A Participant’s Perspective - The Dictionary of Obscure Sorrows
A dictionary of made-up words for emotions - Don't quote it if you can't source it
Lib Quotes - Blook posts under development
Work in progress - Tweet of the month May 2022
May 2022 - Unsubscribe
- Gurteen Knowledge Letter
Inner Development Goals
Transformational skills for sustainable development
I am sure you are familiar with the UN's Sustainable Development Goals but have you heard of the Inner Development Goals?
This is how they are described.
In 2015, the Sustainable Development Goals gave us a comprehensive plan for a sustainable world by 2030.
The 17 goals cover a wide range of issues that involve people with different needs, values, and convictions.

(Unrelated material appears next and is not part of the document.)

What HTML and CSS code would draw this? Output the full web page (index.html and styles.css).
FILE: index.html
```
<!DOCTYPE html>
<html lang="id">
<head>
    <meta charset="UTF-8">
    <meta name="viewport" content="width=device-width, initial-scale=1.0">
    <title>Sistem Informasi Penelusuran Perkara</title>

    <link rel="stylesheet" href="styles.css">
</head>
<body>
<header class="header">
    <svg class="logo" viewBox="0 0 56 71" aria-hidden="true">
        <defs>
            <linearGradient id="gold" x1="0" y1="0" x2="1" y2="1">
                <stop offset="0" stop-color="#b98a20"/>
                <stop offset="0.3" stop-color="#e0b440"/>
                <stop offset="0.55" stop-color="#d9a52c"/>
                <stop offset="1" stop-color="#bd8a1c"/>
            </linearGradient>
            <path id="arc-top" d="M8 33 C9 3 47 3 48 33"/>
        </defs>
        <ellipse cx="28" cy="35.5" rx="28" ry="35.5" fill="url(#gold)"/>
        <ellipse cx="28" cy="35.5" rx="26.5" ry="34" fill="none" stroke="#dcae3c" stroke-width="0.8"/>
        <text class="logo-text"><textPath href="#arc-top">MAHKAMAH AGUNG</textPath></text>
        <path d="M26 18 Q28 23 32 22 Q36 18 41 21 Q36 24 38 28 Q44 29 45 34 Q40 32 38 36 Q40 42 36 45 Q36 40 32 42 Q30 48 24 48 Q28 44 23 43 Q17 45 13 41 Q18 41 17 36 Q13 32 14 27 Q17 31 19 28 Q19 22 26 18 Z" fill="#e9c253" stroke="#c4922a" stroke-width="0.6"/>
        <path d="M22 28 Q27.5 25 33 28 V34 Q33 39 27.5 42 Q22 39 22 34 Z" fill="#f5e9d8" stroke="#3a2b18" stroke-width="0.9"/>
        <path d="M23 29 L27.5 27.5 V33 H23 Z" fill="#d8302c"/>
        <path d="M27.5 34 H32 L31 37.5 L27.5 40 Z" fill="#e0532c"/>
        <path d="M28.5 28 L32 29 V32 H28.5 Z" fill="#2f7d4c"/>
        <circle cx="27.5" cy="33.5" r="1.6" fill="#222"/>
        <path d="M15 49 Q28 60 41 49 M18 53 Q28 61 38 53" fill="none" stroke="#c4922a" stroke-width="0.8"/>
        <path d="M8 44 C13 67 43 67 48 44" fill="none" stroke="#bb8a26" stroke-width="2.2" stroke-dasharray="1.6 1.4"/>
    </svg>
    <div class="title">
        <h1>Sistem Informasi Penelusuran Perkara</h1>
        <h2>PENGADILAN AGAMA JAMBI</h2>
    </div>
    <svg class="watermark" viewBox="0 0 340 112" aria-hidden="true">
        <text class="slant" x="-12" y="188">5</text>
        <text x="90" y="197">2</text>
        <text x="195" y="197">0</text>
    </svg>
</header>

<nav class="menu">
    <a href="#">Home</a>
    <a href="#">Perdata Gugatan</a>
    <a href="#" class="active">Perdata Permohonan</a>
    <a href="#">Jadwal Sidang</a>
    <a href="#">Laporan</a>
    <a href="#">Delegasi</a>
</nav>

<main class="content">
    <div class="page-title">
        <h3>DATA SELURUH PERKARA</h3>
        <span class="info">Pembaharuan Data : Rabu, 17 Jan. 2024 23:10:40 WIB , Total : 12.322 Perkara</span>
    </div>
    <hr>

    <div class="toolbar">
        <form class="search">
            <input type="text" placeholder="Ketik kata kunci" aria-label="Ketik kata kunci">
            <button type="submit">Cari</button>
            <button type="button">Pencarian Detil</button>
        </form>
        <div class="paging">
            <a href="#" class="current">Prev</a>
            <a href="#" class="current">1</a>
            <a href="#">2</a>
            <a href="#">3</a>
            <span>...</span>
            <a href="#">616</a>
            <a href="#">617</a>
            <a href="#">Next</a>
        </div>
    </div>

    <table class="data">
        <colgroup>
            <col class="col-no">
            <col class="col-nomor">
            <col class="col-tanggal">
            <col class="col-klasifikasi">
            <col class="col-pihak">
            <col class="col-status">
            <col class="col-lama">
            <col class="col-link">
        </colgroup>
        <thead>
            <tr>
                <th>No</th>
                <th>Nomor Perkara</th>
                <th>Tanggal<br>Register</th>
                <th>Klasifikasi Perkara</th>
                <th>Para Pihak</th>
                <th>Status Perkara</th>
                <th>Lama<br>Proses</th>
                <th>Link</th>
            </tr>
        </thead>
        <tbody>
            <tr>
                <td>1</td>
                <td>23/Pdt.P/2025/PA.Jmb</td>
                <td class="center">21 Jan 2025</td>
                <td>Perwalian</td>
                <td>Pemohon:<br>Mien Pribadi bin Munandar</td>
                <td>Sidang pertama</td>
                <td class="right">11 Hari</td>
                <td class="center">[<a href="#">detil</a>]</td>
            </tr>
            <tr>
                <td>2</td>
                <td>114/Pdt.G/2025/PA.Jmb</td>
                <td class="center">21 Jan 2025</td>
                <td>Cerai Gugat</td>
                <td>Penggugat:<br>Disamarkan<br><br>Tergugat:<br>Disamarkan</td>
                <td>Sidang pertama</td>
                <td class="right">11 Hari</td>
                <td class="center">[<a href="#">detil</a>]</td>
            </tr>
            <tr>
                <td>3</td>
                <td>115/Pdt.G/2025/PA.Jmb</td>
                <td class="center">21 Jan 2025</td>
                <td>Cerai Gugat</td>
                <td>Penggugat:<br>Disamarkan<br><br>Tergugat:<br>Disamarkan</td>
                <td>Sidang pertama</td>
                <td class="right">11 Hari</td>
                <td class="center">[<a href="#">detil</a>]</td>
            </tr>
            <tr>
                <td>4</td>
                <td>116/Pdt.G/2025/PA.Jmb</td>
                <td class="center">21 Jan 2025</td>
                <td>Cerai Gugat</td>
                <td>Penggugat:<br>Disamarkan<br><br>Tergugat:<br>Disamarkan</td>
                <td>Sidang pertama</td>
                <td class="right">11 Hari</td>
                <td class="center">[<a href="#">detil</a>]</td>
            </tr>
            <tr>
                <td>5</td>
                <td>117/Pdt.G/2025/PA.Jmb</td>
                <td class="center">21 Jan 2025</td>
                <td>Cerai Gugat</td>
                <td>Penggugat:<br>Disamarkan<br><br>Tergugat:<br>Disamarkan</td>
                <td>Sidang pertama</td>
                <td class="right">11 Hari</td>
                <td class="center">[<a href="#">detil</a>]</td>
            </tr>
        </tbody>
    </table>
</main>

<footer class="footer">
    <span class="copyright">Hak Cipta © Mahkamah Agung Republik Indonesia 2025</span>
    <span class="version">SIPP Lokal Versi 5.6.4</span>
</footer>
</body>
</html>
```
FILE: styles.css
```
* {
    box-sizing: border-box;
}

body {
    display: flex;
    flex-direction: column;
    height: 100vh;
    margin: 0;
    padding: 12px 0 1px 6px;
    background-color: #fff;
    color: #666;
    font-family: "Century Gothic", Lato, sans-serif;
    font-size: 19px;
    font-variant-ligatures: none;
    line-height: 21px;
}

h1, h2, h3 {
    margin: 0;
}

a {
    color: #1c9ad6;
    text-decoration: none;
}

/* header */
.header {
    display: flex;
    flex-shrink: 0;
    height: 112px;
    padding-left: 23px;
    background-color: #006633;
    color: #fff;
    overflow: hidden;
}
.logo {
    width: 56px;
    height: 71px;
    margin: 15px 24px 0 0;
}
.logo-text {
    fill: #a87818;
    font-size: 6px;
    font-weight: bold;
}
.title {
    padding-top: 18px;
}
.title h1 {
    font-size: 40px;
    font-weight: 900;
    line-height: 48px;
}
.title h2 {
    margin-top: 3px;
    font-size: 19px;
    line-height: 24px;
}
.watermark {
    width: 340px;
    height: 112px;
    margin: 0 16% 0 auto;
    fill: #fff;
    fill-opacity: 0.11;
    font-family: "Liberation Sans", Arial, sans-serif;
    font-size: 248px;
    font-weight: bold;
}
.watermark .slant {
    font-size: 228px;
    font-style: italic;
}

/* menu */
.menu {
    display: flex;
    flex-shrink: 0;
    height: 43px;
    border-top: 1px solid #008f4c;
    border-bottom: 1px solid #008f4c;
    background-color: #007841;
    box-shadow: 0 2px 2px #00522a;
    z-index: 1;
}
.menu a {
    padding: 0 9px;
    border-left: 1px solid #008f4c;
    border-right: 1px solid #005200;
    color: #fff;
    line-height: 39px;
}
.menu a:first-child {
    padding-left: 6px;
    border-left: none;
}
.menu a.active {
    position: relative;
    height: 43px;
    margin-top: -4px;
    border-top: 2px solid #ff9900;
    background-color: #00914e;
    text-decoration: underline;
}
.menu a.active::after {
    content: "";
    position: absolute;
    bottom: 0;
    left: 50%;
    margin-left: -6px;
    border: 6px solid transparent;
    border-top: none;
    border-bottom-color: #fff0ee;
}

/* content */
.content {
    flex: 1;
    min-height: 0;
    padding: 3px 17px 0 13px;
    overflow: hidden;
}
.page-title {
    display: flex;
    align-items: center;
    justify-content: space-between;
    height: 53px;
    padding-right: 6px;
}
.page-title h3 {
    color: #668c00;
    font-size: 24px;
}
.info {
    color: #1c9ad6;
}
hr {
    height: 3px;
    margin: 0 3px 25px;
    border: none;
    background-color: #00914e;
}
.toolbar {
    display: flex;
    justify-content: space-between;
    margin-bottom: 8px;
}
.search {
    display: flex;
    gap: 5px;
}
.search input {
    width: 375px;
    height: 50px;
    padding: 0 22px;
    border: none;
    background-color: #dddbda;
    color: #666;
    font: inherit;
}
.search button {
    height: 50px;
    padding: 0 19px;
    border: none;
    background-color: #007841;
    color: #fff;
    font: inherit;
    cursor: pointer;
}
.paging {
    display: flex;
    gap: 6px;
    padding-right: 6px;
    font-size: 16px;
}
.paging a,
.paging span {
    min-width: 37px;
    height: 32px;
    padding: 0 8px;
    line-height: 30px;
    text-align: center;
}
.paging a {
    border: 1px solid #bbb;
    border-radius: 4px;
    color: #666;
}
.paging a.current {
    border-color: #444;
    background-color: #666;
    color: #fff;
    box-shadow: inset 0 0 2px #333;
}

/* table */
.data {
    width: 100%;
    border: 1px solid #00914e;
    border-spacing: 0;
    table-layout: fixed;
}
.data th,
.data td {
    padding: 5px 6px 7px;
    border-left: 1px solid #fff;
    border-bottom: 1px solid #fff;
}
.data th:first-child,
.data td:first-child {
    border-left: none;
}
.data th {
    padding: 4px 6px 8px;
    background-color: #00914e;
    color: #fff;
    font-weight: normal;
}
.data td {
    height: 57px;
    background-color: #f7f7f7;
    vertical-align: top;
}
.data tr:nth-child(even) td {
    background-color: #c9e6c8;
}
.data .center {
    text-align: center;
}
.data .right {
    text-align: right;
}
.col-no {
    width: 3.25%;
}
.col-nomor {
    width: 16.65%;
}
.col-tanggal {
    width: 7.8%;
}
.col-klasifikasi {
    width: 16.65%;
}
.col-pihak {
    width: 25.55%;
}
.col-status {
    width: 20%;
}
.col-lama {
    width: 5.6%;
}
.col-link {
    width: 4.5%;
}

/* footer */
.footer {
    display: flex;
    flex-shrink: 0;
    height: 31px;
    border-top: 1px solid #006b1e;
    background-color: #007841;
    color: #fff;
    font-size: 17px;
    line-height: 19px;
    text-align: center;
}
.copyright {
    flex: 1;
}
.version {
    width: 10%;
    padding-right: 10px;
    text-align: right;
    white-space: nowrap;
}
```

There is a vision of what needs to happen, but progress along this vision has so far been disappointing.
We lack the inner capacity to deal with our increasingly complex environment and challenges.
Fortunately, modern research shows that the inner abilities we now all need can be developed.
This was the starting point for the 'Inner Development Goals' initiative.
Credit: Inner Development Goals
The IDGs will provide an essential framework of transformative skills for sustainable development, a field-kit (in co-creation now) on how to develop these necessary skills - open source and free for all to use.
The current IDGs framework represents 5 categories and 23 skills and qualities which are especially crucial for leaders who address SDGs, but fundamentally for all of us!
It is the greatest possible accelerator to reach the Sustainable Development Goals and create a prosperous future for all humanity.
Credit: Inner Development Goals
Maybe inner change can enable outer change.
See the full framework here and read the full report Inner Development Goals: Background, method and the IDG framework here.
Please help support my work
Become a patron
I have been blogging and publishing the Gurteen Knowledge Letter every month for over 20 years, and most of you have received it for five years or more.
During this time, I have also run hundreds of free Knowledge Cafés, both face-to-face and, more recently, on Zoom. Many of you will have attended at least one.
If you find my work valuable, please consider giving me a little support by donating $1 (or more) a month to become a Patron or making a small one-off contribution. Your assistance will help cover some of my website hosting expenses.
I have over 60 patrons so far who, in total, contribute just over £90 each month to my work. A big thanks to you all.
Why Does the Gurteen Knowledge Café Work?
A Participant’s Perspective
"Why Does the Gurteen Knowledge Café Work?" is a question I am often asked, and I never have a perfect explanation other than they "just do".
Marcus Conyers recently attended one of my Conversational Leadership Cafés and wrote up why he thought they worked so well. Thanks, Marcus.
If you have not come to one of my free Cafés in the past, the next one is on Wednesday 13th July: What is communityship? It's on Zoom, and it's free.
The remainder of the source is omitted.